■ Work to complete: Find the lines of data that contain the string "React", then list them.

■ Information shown:
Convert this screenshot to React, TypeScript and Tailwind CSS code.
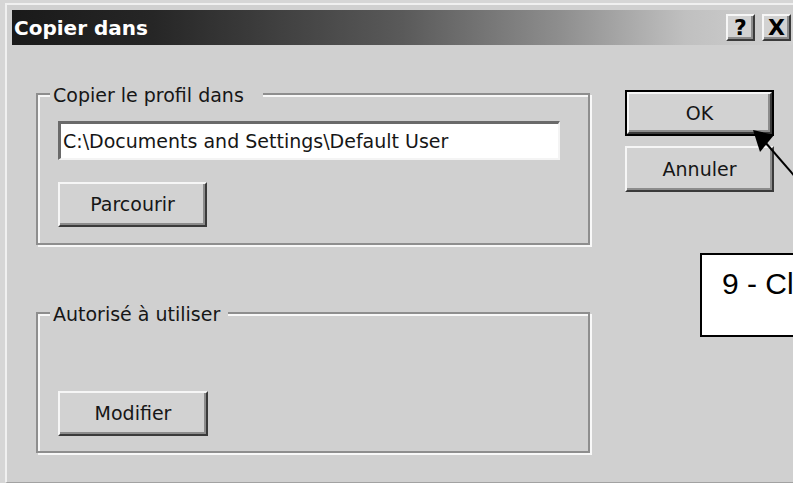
import React from 'react';

// Classic raised 3D button look (light top/left, dark bottom/right)
const raised =
  'bg-[#d2d2d2] border-2 border-t-[#f6f6f6] border-l-[#f6f6f6] border-r-[#3a3a3a] border-b-[#3a3a3a] shadow-[inset_-2px_-2px_0_#8c8c8c]';

// Etched frame used by the group boxes
const etched =
  'border-2 border-[#8e8e8e] shadow-[2px_2px_0_#f8f8f8,inset_2px_2px_0_#f8f8f8]';

const uiFont = "font-['DejaVu_Sans',sans-serif]";

const WinButton: React.FC<{ label: string; className?: string }> = ({ label, className = '' }) => (
  <button
    type="button"
    className={`${raised} ${uiFont} flex items-center justify-center text-[19px] leading-none text-[#161616] ${className}`}
  >
    {label}
  </button>
);

const GroupBox: React.FC<{ title: string; titlePad: string; className?: string; children: React.ReactNode }> = ({
  title,
  titlePad,
  className = '',
  children,
}) => (
  <div className={`relative ${etched} ${className}`}>
    <span
      className={`absolute left-[12px] top-[-11px] bg-[#d0d0d0] pl-[3px] ${titlePad} ${uiFont} text-[19px] leading-[22px] text-[#161616] whitespace-nowrap`}
    >
      {title}
    </span>
    {children}
  </div>
);

const TitleButton: React.FC<{ glyph: string }> = ({ glyph }) => (
  <div
    className={`${raised} w-[29px] h-[27px] flex items-center justify-center font-['DejaVu_Sans',sans-serif] font-bold text-[22px] leading-none text-black`}
  >
    {glyph}
  </div>
);

export default function App() {
  return (
    <div className="relative w-[793px] h-[483px] overflow-hidden bg-[#d6d6d6] pt-[3px] pl-[5px]">
      <div className="w-[790px] h-[480px] border-t-2 border-l-2 border-[#f0f0f0] border-b border-b-[#a2a2a2] bg-[#d0d0d0] pt-[5px] pl-[5px] flex flex-col">
        {/* Title bar */}
        <div className="h-[35px] shrink-0 flex items-center pl-[2px] pr-[4px] bg-[linear-gradient(to_right,#1a1a1a_0%,#262626_18%,#5a5a5a_50%,#8e8e8e_70%,#c0c0c0_86%,#d2d2d2_100%)]">
          <span className="font-['DejaVu_Sans',sans-serif] font-bold text-[20px] leading-[24px] text-white">
            Copier dans
          </span>
          <div className="ml-auto flex gap-[7px]">
            <TitleButton glyph="?" />
            <TitleButton glyph="X" />
          </div>
        </div>

        {/* Client area */}
        <div className="flex pl-[24px] pt-[45px]">
          <div className="w-[554px] pt-[3px] flex flex-col">
            <GroupBox title="Copier le profil dans" titlePad="pr-[19px]" className="h-[152px] pl-[20px] pt-[26px]">
              <div
                className={`w-[502px] h-[39px] bg-white border-t-[3px] border-l-[3px] border-t-[#6a6a6a] border-l-[#6a6a6a] border-b-2 border-r-2 border-b-[#f4f4f4] border-r-[#f4f4f4] flex items-center pl-[2px] ${uiFont} text-[19px] leading-none text-[#161616] whitespace-nowrap`}
              >
                C:\Documents and Settings\Default User
              </div>
              <WinButton label="Parcourir" className="mt-[22px] w-[149px] h-[45px]" />
            </GroupBox>

            <GroupBox title="Autorisé à utiliser" titlePad="pr-[8px]" className="mt-[67px] h-[141px] pl-[20px] pt-[77px]">
              <WinButton label="Modifier" className="w-[150px] h-[45px]" />
            </GroupBox>
          </div>

          <div className="ml-[35px] flex flex-col">
            <div className="w-[149px] h-[46px] border-2 border-black">
              <WinButton label="OK" className="w-full h-full" />
            </div>
            <WinButton label="Annuler" className="mt-[10px] w-[149px] h-[46px]" />
          </div>
        </div>
      </div>

      {/* Callout note */}
      <div className="absolute left-[700px] top-[253px] w-[320px] h-[84px] border-2 border-black bg-white pl-[20px] pt-[14px] font-['Liberation_Sans',Arial,sans-serif] text-[30px] leading-[30px] text-black whitespace-nowrap">
        9 - Cliquer sur OK
      </div>

      {/* Pointer arrow to the OK button */}
      <svg className="absolute left-0 top-0 pointer-events-none" width="793" height="483" viewBox="0 0 793 483">
        <line x1="850" y1="240" x2="765" y2="142" stroke="#000" strokeWidth="2" />
        <polygon points="753,130 774,135 760,152" fill="#000" />
      </svg>
    </div>
  );
}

■ Exercise response:
Convert this screenshot to React, TypeScript and Tailwind CSS code.
import React from 'react';
const WinButton: React.FC<{ label: string; className?: string }> = ({ label, className = '' }) => (
const GroupBox: React.FC<{ title: string; titlePad: string; className?: string; children: React.ReactNode }> = ({
const TitleButton: React.FC<{ glyph: string }> = ({ glyph }) => (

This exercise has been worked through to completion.